Over the past several decades a miracle has happened in India — and no one seems to have noticed. Thanks to innovators and companies like GE, the way medical help is delivered to the poor in the country has been completely overhauled and now even those without money to pay can find a doctor nearby to provide them with care and drugs.
So, why hasn't the same force pushed a revolution in education – a sector in similar need of dramatic change?
Indian children's thirst for knowledge is obvious if you watch a classroom like one of the small private schools located in the middle of one of the largest slums in New Delhi. Even though getting to the school requires a bus, a car, a tuk tuk and finally a bicycle when the roads narrow too much, once the person is through the door he is greeted by rows of highly disciplined, neatly dressed, attentive students eager to begin their daily lessons.
he school, despite its name, is private, and it is a miracle of compression: floor upon floor of children, 25 to a class, crowded into a narrow concrete block. It is also a miracle of order: the children wear uniforms and stand up to greet visitors. One classroom is decorated with bright pictures and perky slogans such as: "We will get more than 80% in maths."

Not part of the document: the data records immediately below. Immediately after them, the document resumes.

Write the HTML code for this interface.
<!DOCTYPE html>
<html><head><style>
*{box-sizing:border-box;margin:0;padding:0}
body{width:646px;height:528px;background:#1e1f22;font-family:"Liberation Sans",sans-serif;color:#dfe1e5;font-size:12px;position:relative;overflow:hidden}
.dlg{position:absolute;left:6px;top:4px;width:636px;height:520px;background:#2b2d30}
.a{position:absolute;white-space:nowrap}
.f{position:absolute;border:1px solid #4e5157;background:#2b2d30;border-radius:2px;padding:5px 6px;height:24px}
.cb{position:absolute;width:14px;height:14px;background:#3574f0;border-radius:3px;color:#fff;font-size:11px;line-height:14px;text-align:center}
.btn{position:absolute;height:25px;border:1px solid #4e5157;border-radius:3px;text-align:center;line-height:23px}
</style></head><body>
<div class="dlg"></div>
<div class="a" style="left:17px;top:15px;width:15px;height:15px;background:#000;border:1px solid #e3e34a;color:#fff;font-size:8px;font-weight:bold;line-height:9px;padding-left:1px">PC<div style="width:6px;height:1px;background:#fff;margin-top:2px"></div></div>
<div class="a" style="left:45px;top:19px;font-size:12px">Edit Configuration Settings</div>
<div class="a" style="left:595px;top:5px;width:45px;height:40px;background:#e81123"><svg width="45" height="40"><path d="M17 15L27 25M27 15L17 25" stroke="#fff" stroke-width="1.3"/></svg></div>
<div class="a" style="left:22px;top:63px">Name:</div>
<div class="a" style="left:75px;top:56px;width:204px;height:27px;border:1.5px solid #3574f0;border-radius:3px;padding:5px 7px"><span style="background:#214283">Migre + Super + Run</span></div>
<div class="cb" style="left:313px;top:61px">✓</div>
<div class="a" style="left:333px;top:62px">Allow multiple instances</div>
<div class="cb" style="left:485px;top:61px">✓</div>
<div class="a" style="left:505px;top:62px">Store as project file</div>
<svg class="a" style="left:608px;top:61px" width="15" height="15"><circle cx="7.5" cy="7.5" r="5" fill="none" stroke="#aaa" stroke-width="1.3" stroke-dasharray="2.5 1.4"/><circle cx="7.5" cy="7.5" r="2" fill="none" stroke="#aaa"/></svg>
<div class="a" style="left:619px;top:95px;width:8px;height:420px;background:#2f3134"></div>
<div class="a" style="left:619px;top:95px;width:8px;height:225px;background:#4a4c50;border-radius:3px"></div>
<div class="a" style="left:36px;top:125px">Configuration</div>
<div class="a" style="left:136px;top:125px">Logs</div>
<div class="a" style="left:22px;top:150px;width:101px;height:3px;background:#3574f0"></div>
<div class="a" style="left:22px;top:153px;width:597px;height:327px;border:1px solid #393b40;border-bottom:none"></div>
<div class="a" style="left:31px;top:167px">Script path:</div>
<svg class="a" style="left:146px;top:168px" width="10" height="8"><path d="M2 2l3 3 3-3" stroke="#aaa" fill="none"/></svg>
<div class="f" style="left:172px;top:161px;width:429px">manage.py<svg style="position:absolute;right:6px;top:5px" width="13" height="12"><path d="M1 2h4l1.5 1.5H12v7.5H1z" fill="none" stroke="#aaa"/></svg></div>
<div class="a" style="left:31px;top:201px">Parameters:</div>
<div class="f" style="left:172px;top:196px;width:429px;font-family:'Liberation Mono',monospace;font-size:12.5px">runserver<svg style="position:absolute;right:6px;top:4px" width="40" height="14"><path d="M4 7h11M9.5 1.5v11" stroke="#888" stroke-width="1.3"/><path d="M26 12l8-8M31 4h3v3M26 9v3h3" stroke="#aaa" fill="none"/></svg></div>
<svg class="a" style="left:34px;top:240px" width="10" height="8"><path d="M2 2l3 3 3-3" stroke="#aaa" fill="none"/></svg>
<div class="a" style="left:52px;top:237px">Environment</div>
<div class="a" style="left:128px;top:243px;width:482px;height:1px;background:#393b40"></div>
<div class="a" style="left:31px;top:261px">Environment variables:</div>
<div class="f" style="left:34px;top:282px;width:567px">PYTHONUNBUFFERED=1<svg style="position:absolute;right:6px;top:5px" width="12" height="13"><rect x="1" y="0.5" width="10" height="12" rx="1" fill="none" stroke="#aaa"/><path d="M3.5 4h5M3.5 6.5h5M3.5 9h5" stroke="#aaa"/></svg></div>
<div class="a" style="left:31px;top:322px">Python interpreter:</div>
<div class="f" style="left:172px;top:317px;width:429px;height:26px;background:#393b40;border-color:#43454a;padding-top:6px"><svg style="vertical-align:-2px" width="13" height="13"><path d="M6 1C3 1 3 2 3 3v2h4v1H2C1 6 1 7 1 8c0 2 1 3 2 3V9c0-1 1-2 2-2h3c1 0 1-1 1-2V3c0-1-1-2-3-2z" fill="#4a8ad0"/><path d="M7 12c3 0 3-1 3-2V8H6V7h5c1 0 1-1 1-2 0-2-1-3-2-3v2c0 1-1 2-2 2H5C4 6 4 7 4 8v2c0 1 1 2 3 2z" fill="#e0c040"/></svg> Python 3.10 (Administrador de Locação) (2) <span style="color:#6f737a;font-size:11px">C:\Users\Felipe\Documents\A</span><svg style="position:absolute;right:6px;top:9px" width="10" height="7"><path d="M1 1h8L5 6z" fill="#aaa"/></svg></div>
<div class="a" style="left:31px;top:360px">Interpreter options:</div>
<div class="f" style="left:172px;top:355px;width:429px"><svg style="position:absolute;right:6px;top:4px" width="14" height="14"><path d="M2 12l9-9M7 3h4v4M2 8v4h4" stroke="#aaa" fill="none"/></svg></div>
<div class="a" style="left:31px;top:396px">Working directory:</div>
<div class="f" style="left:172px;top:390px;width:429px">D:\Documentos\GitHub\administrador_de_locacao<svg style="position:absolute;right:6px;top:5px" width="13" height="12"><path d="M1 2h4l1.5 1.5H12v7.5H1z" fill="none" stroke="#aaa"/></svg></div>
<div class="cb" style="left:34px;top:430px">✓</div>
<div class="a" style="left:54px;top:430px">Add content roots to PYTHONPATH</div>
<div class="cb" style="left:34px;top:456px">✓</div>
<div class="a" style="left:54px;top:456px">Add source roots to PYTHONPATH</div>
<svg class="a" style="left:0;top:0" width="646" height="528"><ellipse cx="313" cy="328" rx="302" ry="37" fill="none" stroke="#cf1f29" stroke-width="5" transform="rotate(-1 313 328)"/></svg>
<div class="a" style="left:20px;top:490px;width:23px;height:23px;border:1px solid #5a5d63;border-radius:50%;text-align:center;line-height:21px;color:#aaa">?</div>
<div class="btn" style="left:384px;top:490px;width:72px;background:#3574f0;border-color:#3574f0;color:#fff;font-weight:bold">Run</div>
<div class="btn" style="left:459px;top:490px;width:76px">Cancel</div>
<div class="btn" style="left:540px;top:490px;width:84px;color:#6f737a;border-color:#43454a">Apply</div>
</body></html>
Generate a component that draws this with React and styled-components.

The teacher worked for Infosys, a giant IT firm, before finding her vocation. Other classrooms are drabber. Dr Bhandari, the school's owner and headmaster, is clearly a shrewd businessman. He runs a fancier school next door, decorated with images of Mickey Mouse. He has an impressive collection of certificates. He uses an interpreter to explain that one of his school's strengths is that it is "English medium".
What makes schools like this possible is India's version of a voucher program where the main source of funding is not the government but a local think-tank called the Centre for Civil Society that chooses 400 applicants each year to receive a voucher they can apply to a private school of their choice.
According to the CCS research, the vouchers are a success. Those who are able to take advantage of one perform better on almost all academic metrics against their public school educated peers.
India's education system does have another thing in common with the education system in the U.S. The role that teachers union play is frequently cited as stifling progress.
That poor parents will pay for something the state provides free speaks volumes. India's state schools pay their teachers far more than private ones, yet they are often worse. Surveys suggest that a quarter or more of government teachers are absent at any given time. Unions prevent the authorities from disciplining slackers or rewarding good teachers.